If Clinton is underperforming Obama, Trump is in a similar position — he is underperforming Romney, who won 37 percent of millennial voters in 2012. Trump consistently struggles to capture even 30 percent. And that's particularly problematic when you look at young white voters. In 2012, Romney actually won white millennials as a voting bloc — they preferred him over Obama (51 percent to 44 percent). But this year, they seem to be trending more toward the Democratic nominee.
So, yes, Clinton is currently underperforming Obama — she is currently polling at least 10 percentage points behind Obama. But Trump is also behind.
So are millennials the reason this race is so tight for Clinton?
It's all relative. Young voters are key, no doubt. They're particularly important for a Democratic candidate like Clinton who is trying to replicate Obama's winning coalition. But if you look at polling across different generations, you'll see millennials are already Clinton's most loyal supporters (by double digits). It's actually baby boomers (and the Silent Generation) who are overwhelmingly supporting Trump. So the generational blame game has its limits.
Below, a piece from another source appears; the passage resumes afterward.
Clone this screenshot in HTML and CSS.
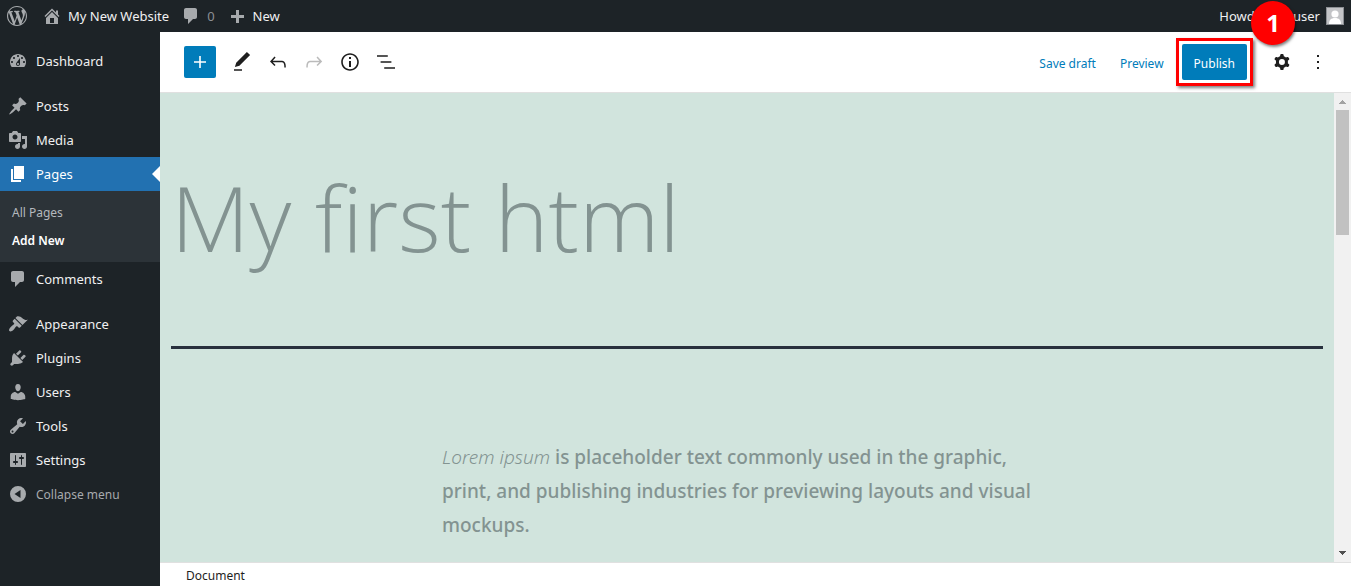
FILE: index.html
```
<!DOCTYPE html>
<html lang="en">
<head>
  <meta charset="UTF-8" />
  <meta name="viewport" content="width=device-width, initial-scale=1.0" />
  <title>Add New Page - My New Website</title>
  <link rel="stylesheet" href="styles.css">
</head>
<body>
  <header class="adminbar">
    <a href="#" class="bar-item" aria-label="About WordPress">
      <svg class="icon" viewBox="0 0 20 20"><path d="M20 10c0-5.51-4.49-10-10-10C4.48 0 0 4.49 0 10c0 5.52 4.48 10 10 10 5.51 0 10-4.48 10-10zM7.78 15.37L4.37 6.22c.55-.02 1.17-.08 1.17-.08.5-.06.44-1.13-.06-1.11 0 0-1.45.11-2.37.11-.18 0-.37 0-.58-.01C4.12 2.69 6.87 1.11 10 1.11c2.33 0 4.45.87 6.05 2.34-.68-.11-1.65.39-1.65 1.58 0 .74.45 1.36.9 2.1.35.61.55 1.36.55 2.46 0 1.49-1.4 5-1.4 5l-3.03-8.37c.54-.02.82-.17.82-.17.5-.05.44-1.25-.06-1.22 0 0-1.44.12-2.38.12-.87 0-2.33-.12-2.33-.12-.5-.03-.56 1.2-.06 1.22l.92.08 1.26 3.41zM17.41 10c.24-.64.74-1.87.43-4.25.7 1.29 1.05 2.71 1.05 4.25 0 3.29-1.73 6.24-4.4 7.78.97-2.59 1.94-5.2 2.92-7.78zM6.1 18.09C3.12 16.65 1.11 13.53 1.11 10c0-1.3.23-2.48.72-3.59C3.25 10.3 4.67 14.2 6.1 18.09zm4.03-6.63l2.58 6.98c-.86.29-1.76.45-2.71.45-.79 0-1.57-.11-2.29-.33.81-2.38 1.62-4.74 2.42-7.1z"/></svg>
    </a>
    <a href="#" class="bar-item">
      <svg class="icon" viewBox="0 0 20 20"><path d="M16 8.5l1.53 1.53-1.06 1.06L10 4.6l-6.47 6.49-1.06-1.06L10 2.5l4 4v-2h2v4zm-6-2.46l6 5.99V18H4v-5.97zM12 17v-5H8v5h4z"/></svg>
      My New Website
    </a>
    <a href="#" class="bar-item muted">
      <svg class="icon" viewBox="0 0 20 20"><path d="M5 2h9c1.1 0 2 .9 2 2v7c0 1.1-.9 2-2 2h-2l-5 5v-5H5c-1.1 0-2-.9-2-2V4c0-1.1.9-2 2-2z"/></svg>
      0
    </a>
    <a href="#" class="bar-item">
      <svg class="icon" viewBox="0 0 20 20"><path d="M17 9v3h-5v5H9v-5H4V9h5V4h3v5h5z"/></svg>
      New
    </a>
    <a href="#" class="bar-item account">
      Howdy, newuser
      <span class="avatar">
        <svg viewBox="0 0 16 16"><circle cx="8" cy="6" r="3.6"/><path d="M2 16c0-4 2-6 6-6s6 2 6 6z"/></svg>
      </span>
    </a>
  </header>

  <div class="layout">
    <nav class="sidebar">
      <a href="#" class="menu-item">
        <svg class="icon" viewBox="0 0 20 20"><path d="M3.76 16h12.48c1.1-1.37 1.76-3.11 1.76-5 0-4.42-3.58-8-8-8s-8 3.58-8 8c0 1.89.66 3.63 1.76 5zM10 4c.55 0 1 .45 1 1s-.45 1-1 1-1-.45-1-1 .45-1 1-1zM6 6c.55 0 1 .45 1 1s-.45 1-1 1-1-.45-1-1 .45-1 1-1zm8 0c.55 0 1 .45 1 1s-.45 1-1 1-1-.45-1-1 .45-1 1-1zm-5.37 5.55L12 7v6c0 1.1-.9 2-2 2s-2-.9-2-2c0-.57.24-1.08.63-1.45zM4 10c.55 0 1 .45 1 1s-.45 1-1 1-1-.45-1-1 .45-1 1-1zm12 0c.55 0 1 .45 1 1s-.45 1-1 1-1-.45-1-1 .45-1 1-1zm-5 3c0-.55-.45-1-1-1s-1 .45-1 1 .45 1 1 1 1-.45 1-1z"/></svg>
        Dashboard
      </a>
      <div class="separator"></div>
      <a href="#" class="menu-item">
        <svg class="icon" viewBox="0 0 20 20"><path d="M10.44 3.02l1.82-1.82 6.36 6.35-1.83 1.82c-1.05-.68-2.48-.57-3.41.36l-.75.75c-.92.93-1.04 2.35-.35 3.41l-1.83 1.82-2.41-2.41-2.8 2.79c-.42.42-3.38 2.71-3.8 2.29s1.86-3.39 2.28-3.81l2.79-2.79L4.1 9.36l1.83-1.82c1.05.69 2.48.57 3.4-.36l.75-.75c.93-.92 1.05-2.35.36-3.41z"/></svg>
        Posts
      </a>
      <a href="#" class="menu-item">
        <svg class="icon" viewBox="0 0 20 20"><path d="M13 11V4c0-.55-.45-1-1-1h-1.67L9 1H5L3.67 3H2c-.55 0-1 .45-1 1v7c0 .55.45 1 1 1h10c.55 0 1-.45 1-1zM7 4.5c1.38 0 2.5 1.12 2.5 2.5S8.38 9.5 7 9.5 4.5 8.38 4.5 7 5.62 4.5 7 4.5zM14 6h5v10.5c0 1.38-1.12 2.5-2.5 2.5S14 17.88 14 16.5s1.12-2.5 2.5-2.5c.17 0 .34.02.5.05V9h-3V6zm-4 8.05V13h2v3.5c0 1.38-1.12 2.5-2.5 2.5S7 17.88 7 16.5 8.12 14 9.5 14c.17 0 .34.02.5.05z"/></svg>
        Media
      </a>
      <a href="#" class="menu-item current">
        <svg class="icon" viewBox="0 0 20 20"><path d="M6 15V2h10v13H6zm-1 1h8v2H3V5h2v11z"/></svg>
        Pages
      </a>
      <div class="submenu">
        <a href="#">All Pages</a>
        <a href="#" class="active">Add New</a>
      </div>
      <a href="#" class="menu-item">
        <svg class="icon" viewBox="0 0 20 20"><path d="M5 2h9c1.1 0 2 .9 2 2v7c0 1.1-.9 2-2 2h-2l-5 5v-5H5c-1.1 0-2-.9-2-2V4c0-1.1.9-2 2-2z"/></svg>
        Comments
      </a>
      <div class="separator"></div>
      <a href="#" class="menu-item">
        <svg class="icon" viewBox="0 0 20 20"><path d="M14.48 11.06L7.41 3.99l1.5-1.5c.5-.56 2.3-.47 3.51.32 1.21.8 1.43 1.28 2.91 2.1 1.18.64 2.45 1.26 4.45.85zm-.71.71L6.7 4.7 4.93 6.47c-.39.39-.39 1.02 0 1.41l1.06 1.06c.39.39.39 1.03 0 1.42-.6.6-1.43 1.11-2.21 1.69-.35.26-.7.53-1.01.84C1.43 14.23.4 16.08 1.4 17.07c.99 1 2.84-.03 4.18-1.36.31-.31.58-.66.85-1.02.57-.78 1.08-1.61 1.69-2.21.39-.39 1.02-.39 1.41 0l1.06 1.06c.39.39 1.02.39 1.41 0z"/></svg>
        Appearance
      </a>
      <a href="#" class="menu-item">
        <svg class="icon" viewBox="0 0 20 20"><path d="M13.11 4.36L9.87 7.6 8 5.73l3.24-3.24c.35-.34 1.05-.2 1.56.32.52.51.66 1.21.31 1.55zm-8 1.77l.91-1.12 9.01 9.01-1.19.84c-.71.71-2.63 1.16-3.82 1.16H6.14L4.9 17.26c-.59.59-1.54.59-2.12 0-.59-.58-.59-1.53 0-2.12l1.24-1.24v-3.88c0-1.13.4-3.19 1.09-3.89zm7.26 3.97l3.24-3.24c.34-.35 1.04-.21 1.55.31.52.51.66 1.21.31 1.55l-3.24 3.25z"/></svg>
        Plugins
      </a>
      <a href="#" class="menu-item">
        <svg class="icon" viewBox="0 0 20 20"><path d="M10 9.25c-2.27 0-2.73-3.44-2.73-3.44C7 4.02 7.82 2 9.97 2c2.16 0 2.98 2.02 2.71 3.81 0 0-.41 3.44-2.68 3.44zm0 2.57L12.72 10c2.39 0 4.52 2.33 4.52 4.53v2.49s-3.65 1.13-7.24 1.13c-3.65 0-7.24-1.13-7.24-1.13v-2.49c0-2.25 1.94-4.48 4.47-4.48z"/></svg>
        Users
      </a>
      <a href="#" class="menu-item">
        <svg class="icon" viewBox="0 0 20 20"><path d="M16.68 9.77c-1.34 1.34-3.3 1.67-4.95.99l-5.41 6.52c-.99.99-2.59.99-3.58 0s-.99-2.59 0-3.57l6.52-5.42c-.68-1.65-.35-3.61.99-4.95 1.28-1.28 3.12-1.62 4.72-1.06l-2.89 2.89 2.82 2.82 2.86-2.87c.53 1.58.18 3.39-1.08 4.65zM3.81 16.21c.4.39 1.04.39 1.43 0 .4-.4.4-1.04 0-1.43-.39-.4-1.03-.4-1.43 0-.39.39-.39 1.03 0 1.43z"/></svg>
        Tools
      </a>
      <a href="#" class="menu-item">
        <svg class="icon" viewBox="0 0 20 20"><path d="M18 16V4c0-.55-.45-1-1-1H3c-.55 0-1 .45-1 1v12c0 .55.45 1 1 1h14c.55 0 1-.45 1-1zM8 11h1c.55 0 1 .45 1 1s-.45 1-1 1H8v1.5c0 .28-.22.5-.5.5s-.5-.22-.5-.5V13H6c-.55 0-1-.45-1-1s.45-1 1-1h1V5.5c0-.28.22-.5.5-.5s.5.22.5.5V11zm5-2h-1c-.55 0-1-.45-1-1s.45-1 1-1h1V5.5c0-.28.22-.5.5-.5s.5.22.5.5V7h1c.55 0 1 .45 1 1s-.45 1-1 1h-1v5.5c0 .28-.22.5-.5.5s-.5-.22-.5-.5V9z"/></svg>
        Settings
      </a>
      <button type="button" class="menu-item collapse">
        <svg class="icon" viewBox="0 0 20 20"><path fill-rule="evenodd" d="M10 2a8 8 0 1 0 0 16 8 8 0 0 0 0-16zM12.5 6v8L6.5 10z"/></svg>
        Collapse menu
      </button>
    </nav>

    <main class="editor">
      <div class="toolbar">
        <button type="button" class="inserter" aria-label="Add block">
          <svg viewBox="0 0 24 24"><path d="M18 11.2h-5.2V6h-1.6v5.2H6v1.6h5.2V18h1.6v-5.2H18z"/></svg>
        </button>
        <button type="button" class="tool" aria-label="Modes">
          <svg viewBox="0 0 24 24"><path d="M20.1 5.1L16.9 2 6.2 12.7l-1.3 4.4 4.5-1.3L20.1 5.1zM4 20.8h8v-1.5H4v1.5z"/></svg>
        </button>
        <button type="button" class="tool" aria-label="Undo">
          <svg viewBox="0 0 24 24"><path d="M18.3 11.7c-.6-.6-1.4-.9-2.3-.9H6.7l2.9-3.3-1.1-1-4.5 5L8.5 16l1-1-2.7-2.7H16c.5 0 .9.2 1.3.5 1 1 1 3.4 1 4.5v.3h1.5v-.2c0-1.5 0-4.3-1.5-5.7z"/></svg>
        </button>
        <button type="button" class="tool" aria-label="Redo" disabled>
          <svg viewBox="0 0 24 24"><path d="M15.6 6.5l-1.1 1 2.9 3.3H8c-.9 0-1.7.3-2.3.9-1.4 1.5-1.4 4.2-1.4 5.6v.2h1.5v-.3c0-1.1 0-3.5 1-4.5.3-.3.7-.5 1.3-.5h9.2L14.5 15l1.1 1.1 4.6-4.6-4.6-5z"/></svg>
        </button>
        <button type="button" class="tool" aria-label="Details">
          <svg viewBox="0 0 24 24"><path d="M12 3.2c-4.8 0-8.8 3.9-8.8 8.8 0 4.8 3.9 8.8 8.8 8.8 4.8 0 8.8-3.9 8.8-8.8 0-4.8-4-8.8-8.8-8.8zm0 16c-4 0-7.2-3.3-7.2-7.2C4.8 8 8 4.8 12 4.8s7.2 3.3 7.2 7.2c0 4-3.2 7.2-7.2 7.2zM11 17h2v-6h-2v6zm0-8h2V7h-2v2z"/></svg>
        </button>
        <button type="button" class="tool" aria-label="Outline">
          <svg viewBox="0 0 24 24"><path d="M13.8 5.2H3v1.5h10.8V5.2zm-3.6 12v1.5H21v-1.5H10.2zm7.2-6H6.6v1.5h10.8v-1.5z"/></svg>
        </button>
        <div class="actions">
          <button type="button" class="text-button">Save draft</button>
          <button type="button" class="text-button">Preview</button>
          <div class="highlight">
            <button type="button" class="publish">Publish</button>
            <span class="step">1</span>
          </div>
          <button type="button" class="tool" aria-label="Settings">
            <svg viewBox="0 0 24 24"><path fill-rule="evenodd" d="M10.289 4.836A1 1 0 0111.275 4h1.306a1 1 0 01.987.836l.244 1.466c.787.26 1.503.679 2.108 1.218l1.393-.522a1 1 0 011.216.437l.653 1.13a1 1 0 01-.23 1.273l-1.148.944a6.025 6.025 0 010 2.435l1.149.946a1 1 0 01.23 1.272l-.653 1.13a1 1 0 01-1.216.437l-1.394-.522c-.605.54-1.32.958-2.108 1.218l-.244 1.466a1 1 0 01-.987.836h-1.306a1 1 0 01-.986-.836l-.244-1.466a5.995 5.995 0 01-2.108-1.218l-1.394.522a1 1 0 01-1.217-.436l-.653-1.131a1 1 0 01.23-1.272l1.149-.946a6.026 6.026 0 010-2.435l-1.148-.944a1 1 0 01-.23-1.272l.653-1.131a1 1 0 011.217-.437l1.393.522a5.994 5.994 0 012.108-1.218l.244-1.466zM14.929 12a3 3 0 11-6 0 3 3 0 016 0z"/></svg>
          </button>
          <button type="button" class="tool" aria-label="Options">
            <svg viewBox="0 0 24 24"><path d="M13 19h-2v-2h2v2zm0-6h-2v-2h2v2zm0-6h-2V5h2v2z"/></svg>
          </button>
        </div>
      </div>

      <div class="canvas">
        <article class="page">
          <h1>My first html</h1>
          <p><em>Lorem ipsum</em> is placeholder text commonly used in the graphic, print, and publishing industries for previewing layouts and visual mockups.</p>
        </article>
        <div class="scrollbar">
          <svg class="arrow up" viewBox="0 0 7 4"><path d="M3 0h1v1h1v1h1v1h1v1H0V3h1V2h1V1h1z"/></svg>
          <div class="thumb"></div>
          <svg class="arrow down" viewBox="0 0 7 4"><path d="M0 0h7v1H6v1H5v1H4v1H3V3H2V2H1V1H0z"/></svg>
        </div>
      </div>

      <footer class="breadcrumb">Document</footer>
    </main>
  </div>
</body>
</html>
```
FILE: styles.css
```
* {
  box-sizing: border-box;
}

body {
  display: flex;
  flex-direction: column;
  height: 100vh;
  margin: 0;
  overflow: hidden;
  font-family: "Noto Sans", "Open Sans", sans-serif;
  font-size: 13px;
  color: #1e1e1e;
  background-color: #fff;
}

a {
  color: inherit;
  text-decoration: none;
}

button {
  border: 0;
  padding: 0;
  background: none;
  font: inherit;
  color: inherit;
  cursor: pointer;
}

svg {
  display: block;
  fill: currentColor;
}

.icon {
  width: 20px;
  height: 20px;
  flex: none;
  color: #a7aaad;
}

/* top bar */
.adminbar {
  display: flex;
  flex: none;
  height: 32px;
  padding: 0 7px;
  gap: 12px;
  background-color: #1d2327;
  color: #f0f0f1;
}

.bar-item {
  display: flex;
  align-items: center;
  gap: 6px;
}

.bar-item:first-child {
  margin-right: 3px;
}

.muted {
  color: #8c8f94;
}

.account {
  margin-left: auto;
}

.avatar {
  width: 18px;
  height: 18px;
  border: 1px solid #8c8f94;
  background-color: #c3c4c7;
  color: #fff;
}

.layout {
  display: flex;
  flex: 1;
  min-height: 0;
}

/* left menu */
.sidebar {
  flex: none;
  width: 160px;
  padding-top: 12px;
  background-color: #1d2327;
  color: #f0f0f1;
}

.menu-item {
  display: flex;
  align-items: center;
  position: relative;
  width: 100%;
  height: 34px;
  padding-left: 8px;
  gap: 8px;
}

.separator {
  height: 11px;
}

.current {
  background-color: #2271b1;
  color: #fff;
}

.current .icon {
  color: #fff;
}

.current::after {
  content: "";
  position: absolute;
  right: 0;
  border: 8px solid transparent;
  border-left-width: 0;
  border-right-color: #fff;
}

.submenu {
  padding: 8px 12px 7px;
  background-color: #2c3338;
  color: #b4b9be;
}

.submenu a {
  display: block;
  font-size: 12px;
  line-height: 28px;
}

.submenu .active {
  color: #fff;
  font-weight: 600;
}

.collapse {
  color: #a7aaad;
  font-size: 12px;
}

/* editor */
.editor {
  display: flex;
  flex: 1;
  flex-direction: column;
  min-width: 0;
}

.toolbar {
  display: flex;
  flex: none;
  align-items: center;
  height: 61px;
  padding: 0 15px 0 24px;
  border-bottom: 1px solid #e0e0e0;
}

.inserter {
  width: 32px;
  height: 32px;
  margin-right: 8px;
  padding: 4px;
  border-radius: 2px;
  background-color: #007cba;
  color: #fff;
}

.tool {
  width: 36px;
  height: 36px;
  padding: 6px;
}

.tool:disabled {
  color: #bbb;
}

.actions {
  display: flex;
  align-items: center;
  margin-left: auto;
}

.text-button {
  margin-right: 24px;
  padding-top: 2px;
  color: #007cba;
  font-size: 12px;
}

.text-button + .text-button {
  margin-right: 12px;
}

.highlight {
  position: relative;
  margin-right: 11px;
  padding: 3px;
  border: 3px solid #f00;
  box-shadow: 2px 2px 3px rgba(0, 0, 0, 0.5);
}

.publish {
  display: block;
  height: 36px;
  padding: 2px 12px 0;
  border-radius: 2px;
  background-color: #007cba;
  color: #fff;
  font-size: 12px;
}

/* numbered marker on the corner of the frame */
.step {
  position: absolute;
  right: -45px;
  top: -40px;
  width: 44px;
  height: 44px;
  border-radius: 50%;
  background-color: #f00;
  box-shadow: 1px 2px 3px rgba(0, 0, 0, 0.5);
  color: #fff;
  font-size: 24px;
  font-weight: 700;
  line-height: 44px;
  text-align: center;
}

.canvas {
  display: flex;
  flex: 1;
  min-height: 0;
  background-color: #d1e4dd;
}

.page {
  flex: 1;
  padding: 60px 11px 0;
  overflow: hidden;
  color: #839391;
}

.page h1 {
  margin: 0 0 91px;
  padding-bottom: 65px;
  border-bottom: 3px solid #28303d;
  font-family: "Open Sans", "Noto Sans", sans-serif;
  font-size: 91px;
  font-weight: 300;
  line-height: 128px;
}

.page p {
  max-width: 610px;
  margin: 0 auto;
  font-size: 19px;
  font-weight: 500;
  line-height: 34px;
}

.page em {
  font-weight: 300;
}

.scrollbar {
  display: flex;
  flex: none;
  flex-direction: column;
  align-items: center;
  width: 17px;
  background-color: #f1f1f1;
}

.arrow {
  width: 7px;
  height: 4px;
  flex: none;
}

.up {
  margin: 7px 0 6px;
  color: #a3a3a3;
}

.down {
  margin: auto 0 7px;
  color: #505050;
}

.thumb {
  width: 13px;
  height: 125px;
  background-color: #c1c1c1;
}

.breadcrumb {
  flex: none;
  height: 24px;
  padding-left: 26px;
  border-top: 1px solid #e0e0e0;
  font-size: 12px;
  line-height: 25px;
}
```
Clinton's real problem is that she is losing white working-class voters in ways that even Obama didn't. Iowa is a good case in point. If you look at exit polls from 2008, Obama won working-class voters in Iowa by 6 percentage points (he lost them by 18 percentage points nationally that year). The point is that, in some key states like Iowa, Florida and Ohio, Clinton seems to be doing worse with white voters than Obama ever did. And that's a major part of her problem because many of these white voters are older and more likely to vote than millennials anyhow.
An earlier version of this story said low voter turnout was unique to millennials as a generation. It is not.